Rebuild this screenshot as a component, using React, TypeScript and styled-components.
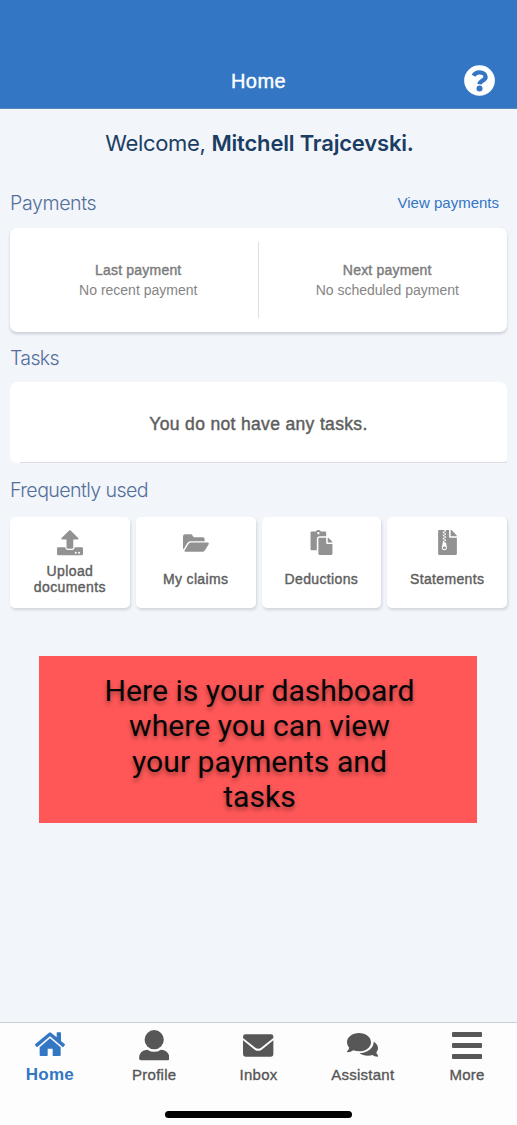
import React from "react";
import styled, { createGlobalStyle } from "styled-components";
import { FaPaste, FaFileArchive } from "react-icons/fa";

const GlobalStyle = createGlobalStyle`
  * { box-sizing: border-box; }
  body { margin: 0; background: #f2f5fa; font-family: "Liberation Sans", Arial, sans-serif; }
`;

const Screen = styled.div`
  display: flex;
  flex-direction: column;
  width: 517px;
  height: 1125px;
  overflow: hidden;
  background: #f2f5fa;
`;

const Header = styled.header`
  display: grid;
  grid-template-columns: 1fr auto 1fr;
  align-items: center;
  height: 109px;
  padding: 52px 22px 0 22px;
  background: #3276c4;
  border-bottom: 1px solid #5b87b8;
  flex: none;
`;

const Label = styled.span<{ $size: number; $color: string; $line: number; $stroke?: number; $track?: number; $bold?: boolean }>`
  font-size: ${(p) => p.$size}px;
  line-height: ${(p) => p.$line}px;
  color: ${(p) => p.$color};
  letter-spacing: ${(p) => p.$track ?? 0}px;
  font-weight: ${(p) => (p.$bold ? 700 : 400)};
  -webkit-text-stroke: ${(p) => p.$stroke ?? 0}px ${(p) => p.$color};
  text-align: center;
  white-space: pre-line;
`;

const HeaderTitle = styled.div`
  display: flex;
  padding-top: 2px;
`;

const HelpButton = styled.button`
  justify-self: end;
  display: flex;
  padding: 0;
  border: 0;
  background: none;
  color: #fff;
`;

const Main = styled.main`
  flex: 1;
  display: flex;
  flex-direction: column;
  padding: 20px 10px 0;
`;

const Welcome = styled.h1`
  margin: 0 0 34px;
  padding-left: 2px;
  font: 400 22px/28px Inter, sans-serif;
  letter-spacing: -0.34px;
  color: #1c3d63;
  text-align: center;
  white-space: nowrap;
  b { font-weight: 600; letter-spacing: -0.18px; }
`;

const SectionHead = styled.div<{ $gap: number }>`
  display: flex;
  justify-content: space-between;
  align-items: center;
  height: 24px;
  padding-right: 8px;
  margin-bottom: ${(p) => p.$gap}px;
`;

const SectionTitle = styled.h2<{ $track: number }>`
  margin: 0;
  font: 300 19.6px/24px Inter, sans-serif;
  letter-spacing: ${(p) => p.$track}px;
  color: #536f9c;
`;

const PaymentsCard = styled.section`
  display: grid;
  grid-template-columns: 1fr 1fr;
  align-items: center;
  height: 104px;
  margin-bottom: 14px;
  border-radius: 7px;
  background: #fff;
  box-shadow: 0 2px 3px rgba(60, 70, 90, 0.22);
`;

const Payment = styled.div<{ $divided?: boolean }>`
  display: flex;
  flex-direction: column;
  align-items: center;
  justify-content: center;
  height: 76px;
  padding-left: 9px;
  border-right: ${(p) => (p.$divided ? "1px solid #dedfe2" : "0")};
`;

const TasksCard = styled.section`
  display: flex;
  flex-direction: column;
  align-items: stretch;
  justify-content: center;
  height: 81px;
  margin-bottom: 15px;
  padding-top: 4px;
  border-radius: 7px;
  background: #fff;
`;

const TasksRule = styled.hr`
  width: 487px;
  height: 1px;
  margin: 0 0 0 10px;
  border: 0;
  background: #dcdee1;
`;

const TasksText = styled.div`
  flex: 1;
  display: flex;
  align-items: center;
  justify-content: center;
`;

const Shortcuts = styled.nav`
  display: grid;
  grid-template-columns: repeat(4, 1fr);
  gap: 6px;
  margin-bottom: 48px;
`;

const Shortcut = styled.a`
  display: flex;
  flex-direction: column;
  align-items: center;
  height: 91px;
  padding-top: 13px;
  border-radius: 5px;
  background: #fff;
  box-shadow: 1px 2px 3px rgba(60, 70, 90, 0.18);
`;

const ShortcutIcon = styled.span`
  display: flex;
  align-items: center;
  height: 25px;
  color: #929292;
`;

const ShortcutText = styled.span`
  display: flex;
  align-items: center;
  height: 48px;
`;

const Callout = styled.aside`
  width: 438px;
  height: 167px;
  margin-left: 29px;
  padding: 17px 60px 0 63px;
  background: #ff5757;
  color: #060606;
  font: 400 30.15px/35.3px Roboto, sans-serif;
  text-align: center;
  text-shadow: 0 3px 4px rgba(0, 0, 0, 0.36);
`;

const TabBar = styled.footer`
  display: flex;
  flex-direction: column;
  align-items: center;
  justify-content: space-between;
  height: 103px;
  padding-bottom: 7px;
  border-top: 1px solid #c9ccd1;
  background: #fdfdfd;
  flex: none;
`;

const Tabs = styled.nav`
  display: grid;
  grid-template-columns: repeat(5, 104.3px);
  justify-content: center;
  width: 517px;
`;

const Tab = styled.a<{ $active?: boolean }>`
  display: flex;
  flex-direction: column;
  align-items: center;
  padding-top: 7px;
  color: ${(p) => (p.$active ? "#3276c4" : "#575757")};
`;

const TabIcon = styled.span<{ $drop: number }>`
  display: flex;
  align-items: flex-start;
  height: 34px;
  padding-top: ${(p) => p.$drop}px;
`;

const HomeIndicator = styled.div`
  width: 187px;
  height: 7px;
  border-radius: 4px;
  background: #000;
`;

const HelpIcon = () => (
  <svg width="31" height="31" viewBox="0 0 92 92">
    <circle cx="46" cy="46" r="45.500" fill="currentColor" />
    <path d="M28.500 32C32 25 38 22 46 22c10.500 0 18 5.500 18 13.500C64 46 47 46.500 46 57" fill="none" stroke="#3276c4" strokeWidth="13" />
    <circle cx="46" cy="70" r="9" fill="#3276c4" />
  </svg>
);

const UploadIcon = () => (
  <svg width="26" height="26" viewBox="0 0 26 26" fill="currentColor">
    <path d="M12.200.4a1 1 0 0 1 1.400 0l7.600 7.700c.6.6.2 1.400-.6 1.400h-4.300v8c0 .7-.5 1.200-1.200 1.200h-4.400c-.7 0-1.200-.5-1.200-1.200v-8H5.200c-.8 0-1.200-.8-.6-1.400z" />
    <path fillRule="evenodd" d="M1.200 17.300h7.100c.1 1.600 1.100 2.700 2.600 2.700h4.200c1.500 0 2.500-1.100 2.600-2.700h7.100c.6 0 1.200.5 1.200 1.200v5.600c0 .7-.6 1.200-1.200 1.200H1.200c-.7 0-1.200-.5-1.200-1.200v-5.600c0-.7.5-1.200 1.200-1.200zM18.800 21.700a1 1 0 1 0 0 2 1 1 0 0 0 0-2zm3.300 0a1 1 0 1 0 0 2 1 1 0 0 0 0-2z" />
  </svg>
);

const FolderIcon = () => (
  <svg width="26" height="18" viewBox="0 0 78 54" fill="currentColor">
    <path d="M0 7q0-6 6-6h17q4 0 6 4l3 5h27q6 0 6 6v6H22q-6 0-9 5L2 46q-2-1-2-4z" />
    <path d="M24 25.500h50q5 0 3 5L66 49q-2 4-6 4H7q-4 0-2-4l12-19.500q3-4 7-4z" />
  </svg>
);

const HomeIcon = () => (
  <svg width="30" height="24" viewBox="0 0 90 72" fill="currentColor">
    <path d="M42 2q3-2.500 6 0l17 14V3q0-2 2-2h9q2 0 2 2v24l11 9q2 2 0 4l-3 4q-2 2-4 0L45 13 8 44q-2 2-4 0l-3-4q-2-2 0-4z" />
    <path d="M45 19l32 26.500V69q0 3-3 3H55q-2 0-2-2V50H38v20q0 2-2 2H17q-3 0-3-3V45.500z" />
  </svg>
);

const ProfileIcon = () => (
  <svg width="30.400" height="31" viewBox="0 0 91 93" fill="currentColor">
    <circle cx="45.500" cy="29" r="28.800" />
    <path d="M25 59q10 6.500 20.500 6.500T66 59q25 2 25 26 0 6-6 6H6q-6 0-6-6 0-24 25-26z" />
  </svg>
);

const EnvelopeIcon = () => (
  <svg width="30.400" height="23" viewBox="0 0 91 69" fill="currentColor">
    <path d="M0 8q0-7 7-7h77q7 0 7 7v4L53 42q-7.500 5-15 0L0 12z" />
    <path d="M0 19l35 28q10.500 7 21 0l35-28v42q0 7-7 7H7q-7 0-7-7z" />
  </svg>
);

const CommentsIcon = () => (
  <svg width="31" height="24" viewBox="0 0 93 72" fill="currentColor">
    <path d="M36 0c20 0 36 12 36 27.500S56 55 36 55c-6 0-12-1-17-3-5 4-11 5.500-17 5.500-2 0-2.500-2-1-3.500 3-3 5-6.500 5.500-10.500C2.500 39 0 33.500 0 27.500 0 12 16 0 36 0z" />
    <path d="M80 26c8 4.500 13 11 13 19 0 5-2 9.500-5 13 .8 4 2.500 6.500 4.500 8.500 2 2 1 4.500-1 4.500-6 0-11-2-15-5-4 1.500-9 2.500-14 2.500-10 0-19-3.500-25-8.500C60 60 80 46.500 80 26z" />
  </svg>
);

const MenuIcon = () => (
  <svg width="30" height="27" viewBox="0 0 30 27" fill="currentColor">
    <rect width="30" height="5" rx="1" />
    <rect y="11" width="30" height="5" rx="1" />
    <rect y="22" width="30" height="5" rx="1" />
  </svg>
);

const shortcuts = [
  { text: "Upload\ndocuments", icon: <UploadIcon />, track: 0.4 },
  { text: "My claims", icon: <FolderIcon />, track: 0.35 },
  { text: "Deductions", icon: <FaPaste size={25} />, track: 0.35 },
  { text: "Statements", icon: <FaFileArchive size={25} />, track: 0.35 },
];

const tabs = [
  { text: "Home", icon: <HomeIcon />, drop: 1.5, active: true },
  { text: "Profile", icon: <ProfileIcon />, drop: 0 },
  { text: "Inbox", icon: <EnvelopeIcon />, drop: 4 },
  { text: "Assistant", icon: <CommentsIcon />, drop: 3 },
  { text: "More", icon: <MenuIcon />, drop: 2 },
];

export default function App() {
  return (
    <Screen>
      <GlobalStyle />
      <Header>
        <span />
        <HeaderTitle><Label $size={20} $line={24} $color="#fff" $stroke={0.4} $track={0.4}>Home</Label></HeaderTitle>
        <HelpButton aria-label="Help"><HelpIcon /></HelpButton>
      </Header>
      <Main>
        <Welcome>Welcome, <b>Mitchell Trajcevski.</b></Welcome>
        <SectionHead $gap={13}>
          <SectionTitle $track={-0.4}>Payments</SectionTitle>
          <Label $size={15} $line={20} $color="#3276c4">View payments</Label>
        </SectionHead>
        <PaymentsCard>
          <Payment $divided>
            <Label $size={14} $line={20} $color="#7b7b7b" $stroke={0.4} $track={0.2}>Last payment</Label>
            <Label $size={14} $line={20} $color="#858585">No recent payment</Label>
          </Payment>
          <Payment>
            <Label $size={14} $line={20} $color="#7b7b7b" $stroke={0.4} $track={0.2}>Next payment</Label>
            <Label $size={14} $line={20} $color="#858585">No scheduled payment</Label>
          </Payment>
        </PaymentsCard>
        <SectionHead $gap={12}><SectionTitle $track={-0.7}>Tasks</SectionTitle></SectionHead>
        <TasksCard>
          <TasksText><Label $size={17.5} $line={22} $color="#5e5e5e" $stroke={0.45} $track={0.34}>You do not have any tasks.</Label></TasksText>
          <TasksRule />
        </TasksCard>
        <SectionHead $gap={15}><SectionTitle $track={-0.6}>Frequently used</SectionTitle></SectionHead>
        <Shortcuts>
          {shortcuts.map((s) => (
            <Shortcut key={s.text}>
              <ShortcutIcon>{s.icon}</ShortcutIcon>
              <ShortcutText><Label $size={14} $line={16.4} $color="#5e5e5e" $stroke={0.4} $track={s.track}>{s.text}</Label></ShortcutText>
            </Shortcut>
          ))}
        </Shortcuts>
        <Callout>Here is your dashboard where you can view your payments and tasks</Callout>
      </Main>
      <TabBar>
        <Tabs>
          {tabs.map((t) => (
            <Tab key={t.text} $active={t.active}>
              <TabIcon $drop={t.drop}>{t.icon}</TabIcon>
              <Label $size={t.active ? 17 : 15} $line={22} $color={t.active ? "#3276c4" : "#575757"} $bold={t.active} $stroke={t.active ? 0 : 0.35} $track={0.25}>{t.text}</Label>
            </Tab>
          ))}
        </Tabs>
        <HomeIndicator />
      </TabBar>
    </Screen>
  );
}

***

◆ **Written task**
Of the lines in the listing above, how many hold the string "components"? Reply with the number only.

◆ **Exercise output**
2